» Stated exercise: Restate the data exactly as given and keep the pictures out.

» Source data:
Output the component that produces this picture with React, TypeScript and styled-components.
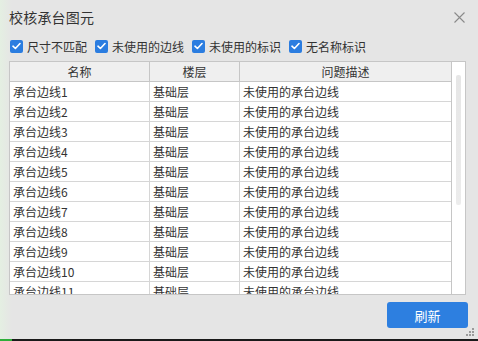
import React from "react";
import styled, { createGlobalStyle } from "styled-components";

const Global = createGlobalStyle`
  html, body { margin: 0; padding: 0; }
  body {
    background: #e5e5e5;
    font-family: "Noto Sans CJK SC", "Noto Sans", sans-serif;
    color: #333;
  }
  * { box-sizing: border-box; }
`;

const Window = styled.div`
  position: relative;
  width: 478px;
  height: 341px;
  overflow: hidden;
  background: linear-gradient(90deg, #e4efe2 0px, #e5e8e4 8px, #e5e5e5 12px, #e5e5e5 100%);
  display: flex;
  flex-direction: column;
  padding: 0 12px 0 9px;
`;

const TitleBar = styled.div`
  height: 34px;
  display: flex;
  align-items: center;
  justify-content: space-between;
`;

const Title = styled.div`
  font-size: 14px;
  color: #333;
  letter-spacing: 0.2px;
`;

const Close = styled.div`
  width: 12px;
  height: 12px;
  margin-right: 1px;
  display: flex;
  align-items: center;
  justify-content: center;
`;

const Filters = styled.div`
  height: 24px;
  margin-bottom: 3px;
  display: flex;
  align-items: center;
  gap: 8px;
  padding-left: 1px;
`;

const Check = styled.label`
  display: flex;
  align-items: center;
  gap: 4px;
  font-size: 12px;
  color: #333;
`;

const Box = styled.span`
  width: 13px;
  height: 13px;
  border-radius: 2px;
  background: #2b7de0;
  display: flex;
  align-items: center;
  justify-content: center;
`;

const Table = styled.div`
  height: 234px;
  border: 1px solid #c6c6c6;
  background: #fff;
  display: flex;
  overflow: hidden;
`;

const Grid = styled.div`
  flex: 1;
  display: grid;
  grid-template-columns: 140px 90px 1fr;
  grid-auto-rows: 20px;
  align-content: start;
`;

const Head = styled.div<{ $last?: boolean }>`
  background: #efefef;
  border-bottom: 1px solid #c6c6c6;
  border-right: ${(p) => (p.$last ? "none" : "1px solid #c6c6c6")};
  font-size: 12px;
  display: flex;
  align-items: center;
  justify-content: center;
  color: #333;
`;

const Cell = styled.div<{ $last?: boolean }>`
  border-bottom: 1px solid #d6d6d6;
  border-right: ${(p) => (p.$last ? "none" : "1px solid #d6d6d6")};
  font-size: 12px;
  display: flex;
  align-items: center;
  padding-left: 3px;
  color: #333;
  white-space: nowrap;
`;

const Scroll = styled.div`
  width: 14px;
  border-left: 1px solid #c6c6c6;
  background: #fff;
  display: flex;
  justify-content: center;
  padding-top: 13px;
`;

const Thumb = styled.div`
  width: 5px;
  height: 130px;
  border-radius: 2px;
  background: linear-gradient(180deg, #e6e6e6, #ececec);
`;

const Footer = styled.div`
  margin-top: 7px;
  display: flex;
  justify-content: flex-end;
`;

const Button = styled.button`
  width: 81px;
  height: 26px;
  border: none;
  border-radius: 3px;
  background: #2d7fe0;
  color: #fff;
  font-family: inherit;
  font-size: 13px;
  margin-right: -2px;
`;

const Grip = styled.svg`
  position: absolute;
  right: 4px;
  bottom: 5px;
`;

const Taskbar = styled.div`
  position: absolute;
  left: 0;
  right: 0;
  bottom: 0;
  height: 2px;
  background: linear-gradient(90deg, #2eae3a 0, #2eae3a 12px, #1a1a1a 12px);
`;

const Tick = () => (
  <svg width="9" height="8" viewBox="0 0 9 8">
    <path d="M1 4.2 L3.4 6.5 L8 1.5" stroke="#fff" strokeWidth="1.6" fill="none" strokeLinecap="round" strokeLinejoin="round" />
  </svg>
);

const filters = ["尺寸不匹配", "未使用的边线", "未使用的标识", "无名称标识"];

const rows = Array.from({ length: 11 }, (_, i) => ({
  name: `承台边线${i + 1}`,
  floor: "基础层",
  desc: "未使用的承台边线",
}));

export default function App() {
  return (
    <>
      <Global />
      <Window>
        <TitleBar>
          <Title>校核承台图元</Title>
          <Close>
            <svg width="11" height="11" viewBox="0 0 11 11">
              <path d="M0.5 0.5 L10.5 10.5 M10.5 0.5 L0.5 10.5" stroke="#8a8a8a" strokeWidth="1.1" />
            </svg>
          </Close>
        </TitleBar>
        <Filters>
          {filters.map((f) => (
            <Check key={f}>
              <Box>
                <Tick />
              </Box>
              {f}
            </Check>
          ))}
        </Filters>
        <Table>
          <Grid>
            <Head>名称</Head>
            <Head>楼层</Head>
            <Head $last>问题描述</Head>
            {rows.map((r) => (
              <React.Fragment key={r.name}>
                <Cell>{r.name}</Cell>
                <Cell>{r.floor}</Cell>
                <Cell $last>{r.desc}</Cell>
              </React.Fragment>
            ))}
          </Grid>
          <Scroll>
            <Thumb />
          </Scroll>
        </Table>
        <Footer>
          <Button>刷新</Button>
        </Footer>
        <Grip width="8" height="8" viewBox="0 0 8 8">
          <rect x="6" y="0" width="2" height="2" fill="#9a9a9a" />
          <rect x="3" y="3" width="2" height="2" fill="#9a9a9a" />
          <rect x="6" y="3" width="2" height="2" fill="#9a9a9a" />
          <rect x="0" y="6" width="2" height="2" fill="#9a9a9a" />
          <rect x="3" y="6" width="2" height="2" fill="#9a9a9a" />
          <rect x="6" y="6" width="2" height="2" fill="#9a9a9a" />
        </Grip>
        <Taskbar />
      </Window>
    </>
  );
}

» Task response:
Output the component that produces this picture with React, TypeScript and styled-components.
import React from "react";
import styled, { createGlobalStyle } from "styled-components";

const Global = createGlobalStyle`
  html, body { margin: 0; padding: 0; }
  body {
    background: #e5e5e5;
    font-family: "Noto Sans CJK SC", "Noto Sans", sans-serif;
    color: #333;
  }
  * { box-sizing: border-box; }
`;

const Window = styled.div`
  position: relative;
  width: 478px;
  height: 341px;
  overflow: hidden;
  background: linear-gradient(90deg, #e4efe2 0px, #e5e8e4 8px, #e5e5e5 12px, #e5e5e5 100%);
  display: flex;
  flex-direction: column;
  padding: 0 12px 0 9px;
`;

const TitleBar = styled.div`
  height: 34px;
  display: flex;
  align-items: center;
  justify-content: space-between;
`;

const Title = styled.div`
  font-size: 14px;
  color: #333;
  letter-spacing: 0.2px;
`;

const Close = styled.div`
  width: 12px;
  height: 12px;
  margin-right: 1px;
  display: flex;
  align-items: center;
  justify-content: center;
`;

const Filters = styled.div`
  height: 24px;
  margin-bottom: 3px;
  display: flex;
  align-items: center;
  gap: 8px;
  padding-left: 1px;
`;

const Check = styled.label`
  display: flex;
  align-items: center;
  gap: 4px;
  font-size: 12px;
  color: #333;
`;

const Box = styled.span`
  width: 13px;
  height: 13px;
  border-radius: 2px;
  background: #2b7de0;
  display: flex;
  align-items: center;
  justify-content: center;
`;

const Table = styled.div`
  height: 234px;
  border: 1px solid #c6c6c6;
  background: #fff;
  display: flex;
  overflow: hidden;
`;

const Grid = styled.div`
  flex: 1;
  display: grid;
  grid-template-columns: 140px 90px 1fr;
  grid-auto-rows: 20px;
  align-content: start;
`;

const Head = styled.div<{ $last?: boolean }>`
  background: #efefef;
  border-bottom: 1px solid #c6c6c6;
  border-right: ${(p) => (p.$last ? "none" : "1px solid #c6c6c6")};
  font-size: 12px;
  display: flex;
  align-items: center;
  justify-content: center;
  color: #333;
`;

const Cell = styled.div<{ $last?: boolean }>`
  border-bottom: 1px solid #d6d6d6;
  border-right: ${(p) => (p.$last ? "none" : "1px solid #d6d6d6")};
  font-size: 12px;
  display: flex;
  align-items: center;
  padding-left: 3px;
  color: #333;
  white-space: nowrap;
`;

const Scroll = styled.div`
  width: 14px;
  border-left: 1px solid #c6c6c6;
  background: #fff;
  display: flex;
  justify-content: center;
  padding-top: 13px;
`;

const Thumb = styled.div`
  width: 5px;
  height: 130px;
  border-radius: 2px;
  background: linear-gradient(180deg, #e6e6e6, #ececec);
`;

const Footer = styled.div`
  margin-top: 7px;
  display: flex;
  justify-content: flex-end;
`;

const Button = styled.button`
  width: 81px;
  height: 26px;
  border: none;
  border-radius: 3px;
  background: #2d7fe0;
  color: #fff;
  font-family: inherit;
  font-size: 13px;
  margin-right: -2px;
`;

const Grip = styled.svg`
  position: absolute;
  right: 4px;
  bottom: 5px;
`;

const Taskbar = styled.div`
  position: absolute;
  left: 0;
  right: 0;
  bottom: 0;
  height: 2px;
  background: linear-gradient(90deg, #2eae3a 0, #2eae3a 12px, #1a1a1a 12px);
`;

const Tick = () => (
  <svg width="9" height="8" viewBox="0 0 9 8">
    <path d="M1 4.2 L3.4 6.5 L8 1.5" stroke="#fff" strokeWidth="1.6" fill="none" strokeLinecap="round" strokeLinejoin="round" />
  </svg>
);

const filters = ["尺寸不匹配", "未使用的边线", "未使用的标识", "无名称标识"];

const rows = Array.from({ length: 11 }, (_, i) => ({
  name: `承台边线${i + 1}`,
  floor: "基础层",
  desc: "未使用的承台边线",
}));

export default function App() {
  return (
    <>
      <Global />
      <Window>
        <TitleBar>
          <Title>校核承台图元</Title>
          <Close>
            <svg width="11" height="11" viewBox="0 0 11 11">
              <path d="M0.5 0.5 L10.5 10.5 M10.5 0.5 L0.5 10.5" stroke="#8a8a8a" strokeWidth="1.1" />
            </svg>
          </Close>
        </TitleBar>
        <Filters>
          {filters.map((f) => (
            <Check key={f}>
              <Box>
                <Tick />
              </Box>
              {f}
            </Check>
          ))}
        </Filters>
        <Table>
          <Grid>
            <Head>名称</Head>
            <Head>楼层</Head>
            <Head $last>问题描述</Head>
            {rows.map((r) => (
              <React.Fragment key={r.name}>
                <Cell>{r.name}</Cell>
                <Cell>{r.floor}</Cell>
                <Cell $last>{r.desc}</Cell>
              </React.Fragment>
            ))}
          </Grid>
          <Scroll>
            <Thumb />
          </Scroll>
        </Table>
        <Footer>
          <Button>刷新</Button>
        </Footer>
        <Grip width="8" height="8" viewBox="0 0 8 8">
          <rect x="6" y="0" width="2" height="2" fill="#9a9a9a" />
          <rect x="3" y="3" width="2" height="2" fill="#9a9a9a" />
          <rect x="6" y="3" width="2" height="2" fill="#9a9a9a" />
          <rect x="0" y="6" width="2" height="2" fill="#9a9a9a" />
          <rect x="3" y="6" width="2" height="2" fill="#9a9a9a" />
          <rect x="6" y="6" width="2" height="2" fill="#9a9a9a" />
        </Grip>
        <Taskbar />
      </Window>
    </>
  );
}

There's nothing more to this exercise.